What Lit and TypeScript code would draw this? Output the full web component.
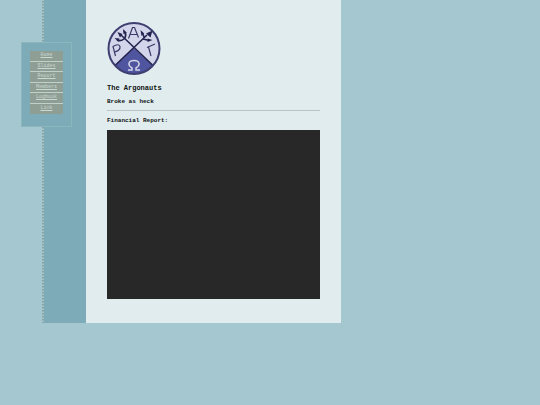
import { LitElement, html, css } from "lit";
import { customElement } from "lit/decorators.js";

@customElement("argo-logo")
class ArgoLogo extends LitElement {
  static styles = css`
    :host { display: block; width: 54px; height: 54px; }
    svg { display: block; width: 100%; height: 100%; }
  `;
  render() {
    return html`
      <svg viewBox="0 0 54 54" role="img" aria-label="The Argonauts crest" fill="none">
        <circle cx="27" cy="26.5" r="25.5" fill="#d3d5ea" />
        <path d="M26.5 26 L46 43.500 A25.5 25.5 0 0 1 8 43.500 Z" fill="#4f559f" />
        <path d="M46 43.500 L14 13 M8 43.500 L40 13" stroke="#24244f" stroke-width="1.6" />
        <g stroke="#24244f" stroke-width="1.7">
          <path d="M10 18 Q14 20 17.5 16.500 Q20 13 17 9" />
          <path d="M35 10 L37.5 16 M42.500 18.500 L36 17" />
        </g>
        <g fill="#24244f">
          <path d="M10.5 10 L15.5 12 L13 15.5 Z M7.5 16 L12.5 16.500 L11.5 20 Z M16 7 L20 11 L16.5 12 Z" />
          <path d="M45.500 8.5 L43.500 15.5 L39 11.5 Z M33.5 8 L37 11.5 L34.5 14 Z M45.5 18 L40.5 16.500 L40.5 20 Z" />
        </g>
        <g stroke="#3a3a68" stroke-width="1.2">
          <path d="M21.5 16.500 L25.500 5.500 L27.5 5.500 L31.5 15.500 M23 12.500 H30" />
          <path d="M8.500 34 L6 24.500 Q11.5 21 13 24.500 Q13.5 28.5 7.5 30" />
          <path d="M44 34 L41.5 25 M40 25.5 L48 22" />
        </g>
        <path d="M21 48 H25 V46 Q21.5 44 22 41.5 Q22.5 38.5 27 38.5 Q31.5 38.5 32 41.5 Q32.5 44 29 46 V48 H33" stroke="#d3d5ea" stroke-width="1.5" />
        <circle cx="27" cy="26.5" r="25.5" stroke="#3e3e70" stroke-width="2" />
      </svg>
    `;
  }
}

@customElement("app-root")
class AppRoot extends LitElement {
  static styles = css`
    :host {
      display: block;
      min-height: 100vh;
      background: #a5c7d0;
      color: #101414;
      font-family: "Liberation Mono", "Courier New", monospace;
    }
    .page { display: flex; padding-left: 42px; }
    .side {
      position: relative;
      flex: 0 0 44px;
      box-sizing: border-box;
      background: #7eabb8;
      border-left: 2px solid #a5c7d0;
    }
    .side::before {
      content: "";
      position: absolute;
      inset: 0 auto 0 -2px;
      width: 2px;
      background: repeating-linear-gradient(#a3c3c9 0 1px, #87a5a6 1px 2px, #97b5b8 2px 3px);
    }
    nav {
      position: absolute;
      top: 42px;
      left: -23px;
      box-sizing: border-box;
      width: 51px;
      padding: 8px 8px 12px;
      background: #7eabb8;
      border: 1px solid #8ab6bd;
    }
    ul {
      display: flex;
      flex-direction: column;
      height: 63px;
      margin: 0;
      padding: 0;
      list-style: none;
    }
    li {
      flex: 1;
      display: grid;
      box-sizing: border-box;
      min-height: 0;
      background: #8e9e94;
      border-bottom: 1px solid #c0d0ca;
    }
    li:last-child { border-bottom-color: #8e9e94; }
    a {
      color: #cbd8d2;
      font-size: 5px;
      line-height: 9px;
      text-align: center;
      text-decoration: underline;
    }
    main {
      flex: 0 1 255px;
      box-sizing: border-box;
      min-width: 0;
      padding: 22px 21px 24px;
      background: #e1ecee;
    }
    h1, h2, h3 { margin: 0; font-weight: bold; white-space: nowrap; }
    h1 { margin-top: 7px; font-size: 7px; line-height: 10px; }
    h2 { margin-top: 4px; font-size: 6px; line-height: 10px; }
    hr { margin: 3px 0 5px; border: 0; border-top: 1px solid #b5c6c5; }
    h3 { font-size: 6px; line-height: 10px; }
    .report { height: 169px; margin-top: 4px; background: #282828; }
  `;

  private links = ["Home", "Slides", "Report", "Members", "Logbook", "Link"];

  render() {
    return html`
      <div class="page">
        <div class="side">
          <nav aria-label="Main">
            <ul>${this.links.map((l) => html`<li><a href="#${l.toLowerCase()}">${l}</a></li>`)}</ul>
          </nav>
        </div>
        <main>
          <argo-logo></argo-logo>
          <h1>The Argonauts</h1>
          <h2>Broke as heck</h2>
          <hr />
          <h3>Financial Report:</h3>
          <div class="report"></div>
        </main>
      </div>
    `;
  }
}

________________________

TASK DIRECTIONS: Using the data above, write out every line exactly, leaving the images behind.

EXPECTED ANSWER:
What Lit and TypeScript code would draw this? Output the full web component.
import { LitElement, html, css } from "lit";
import { customElement } from "lit/decorators.js";

@customElement("argo-logo")
class ArgoLogo extends LitElement {
  static styles = css`
    :host { display: block; width: 54px; height: 54px; }
    svg { display: block; width: 100%; height: 100%; }
  `;
  render() {
    return html`
      <svg viewBox="0 0 54 54" role="img" aria-label="The Argonauts crest" fill="none">
        <circle cx="27" cy="26.5" r="25.5" fill="#d3d5ea" />
        <path d="M26.5 26 L46 43.500 A25.5 25.5 0 0 1 8 43.500 Z" fill="#4f559f" />
        <path d="M46 43.500 L14 13 M8 43.500 L40 13" stroke="#24244f" stroke-width="1.6" />
        <g stroke="#24244f" stroke-width="1.7">
          <path d="M10 18 Q14 20 17.5 16.500 Q20 13 17 9" />
          <path d="M35 10 L37.5 16 M42.500 18.500 L36 17" />
        </g>
        <g fill="#24244f">
          <path d="M10.5 10 L15.5 12 L13 15.5 Z M7.5 16 L12.5 16.500 L11.5 20 Z M16 7 L20 11 L16.5 12 Z" />
          <path d="M45.500 8.5 L43.500 15.5 L39 11.5 Z M33.5 8 L37 11.5 L34.5 14 Z M45.5 18 L40.5 16.500 L40.5 20 Z" />
        </g>
        <g stroke="#3a3a68" stroke-width="1.2">
          <path d="M21.5 16.500 L25.500 5.500 L27.5 5.500 L31.5 15.500 M23 12.500 H30" />
          <path d="M8.500 34 L6 24.500 Q11.5 21 13 24.500 Q13.5 28.5 7.5 30" />
          <path d="M44 34 L41.5 25 M40 25.5 L48 22" />
        </g>
        <path d="M21 48 H25 V46 Q21.5 44 22 41.5 Q22.5 38.5 27 38.5 Q31.5 38.5 32 41.5 Q32.5 44 29 46 V48 H33" stroke="#d3d5ea" stroke-width="1.5" />
        <circle cx="27" cy="26.5" r="25.5" stroke="#3e3e70" stroke-width="2" />
      </svg>
    `;
  }
}

@customElement("app-root")
class AppRoot extends LitElement {
  static styles = css`
    :host {
      display: block;
      min-height: 100vh;
      background: #a5c7d0;
      color: #101414;
      font-family: "Liberation Mono", "Courier New", monospace;
    }
    .page { display: flex; padding-left: 42px; }
    .side {
      position: relative;
      flex: 0 0 44px;
      box-sizing: border-box;
      background: #7eabb8;
      border-left: 2px solid #a5c7d0;
    }
    .side::before {
      content: "";
      position: absolute;
      inset: 0 auto 0 -2px;
      width: 2px;
      background: repeating-linear-gradient(#a3c3c9 0 1px, #87a5a6 1px 2px, #97b5b8 2px 3px);
    }
    nav {
      position: absolute;
      top: 42px;
      left: -23px;
      box-sizing: border-box;
      width: 51px;
      padding: 8px 8px 12px;
      background: #7eabb8;
      border: 1px solid #8ab6bd;
    }
    ul {
      display: flex;
      flex-direction: column;
      height: 63px;
      margin: 0;
      padding: 0;
      list-style: none;
    }
    li {
      flex: 1;
      display: grid;
      box-sizing: border-box;
      min-height: 0;
      background: #8e9e94;
      border-bottom: 1px solid #c0d0ca;
    }
    li:last-child { border-bottom-color: #8e9e94; }
    a {
      color: #cbd8d2;
      font-size: 5px;
      line-height: 9px;
      text-align: center;
      text-decoration: underline;
    }
    main {
      flex: 0 1 255px;
      box-sizing: border-box;
      min-width: 0;
      padding: 22px 21px 24px;
      background: #e1ecee;
    }
    h1, h2, h3 { margin: 0; font-weight: bold; white-space: nowrap; }
    h1 { margin-top: 7px; font-size: 7px; line-height: 10px; }
    h2 { margin-top: 4px; font-size: 6px; line-height: 10px; }
    hr { margin: 3px 0 5px; border: 0; border-top: 1px solid #b5c6c5; }
    h3 { font-size: 6px; line-height: 10px; }
    .report { height: 169px; margin-top: 4px; background: #282828; }
  `;

  private links = ["Home", "Slides", "Report", "Members", "Logbook", "Link"];

  render() {
    return html`
      <div class="page">
        <div class="side">
          <nav aria-label="Main">
            <ul>${this.links.map((l) => html`<li><a href="#${l.toLowerCase()}">${l}</a></li>`)}</ul>
          </nav>
        </div>
        <main>
          <argo-logo></argo-logo>
          <h1>The Argonauts</h1>
          <h2>Broke as heck</h2>
          <hr />
          <h3>Financial Report:</h3>
          <div class="report"></div>
        </main>
      </div>
    `;
  }
}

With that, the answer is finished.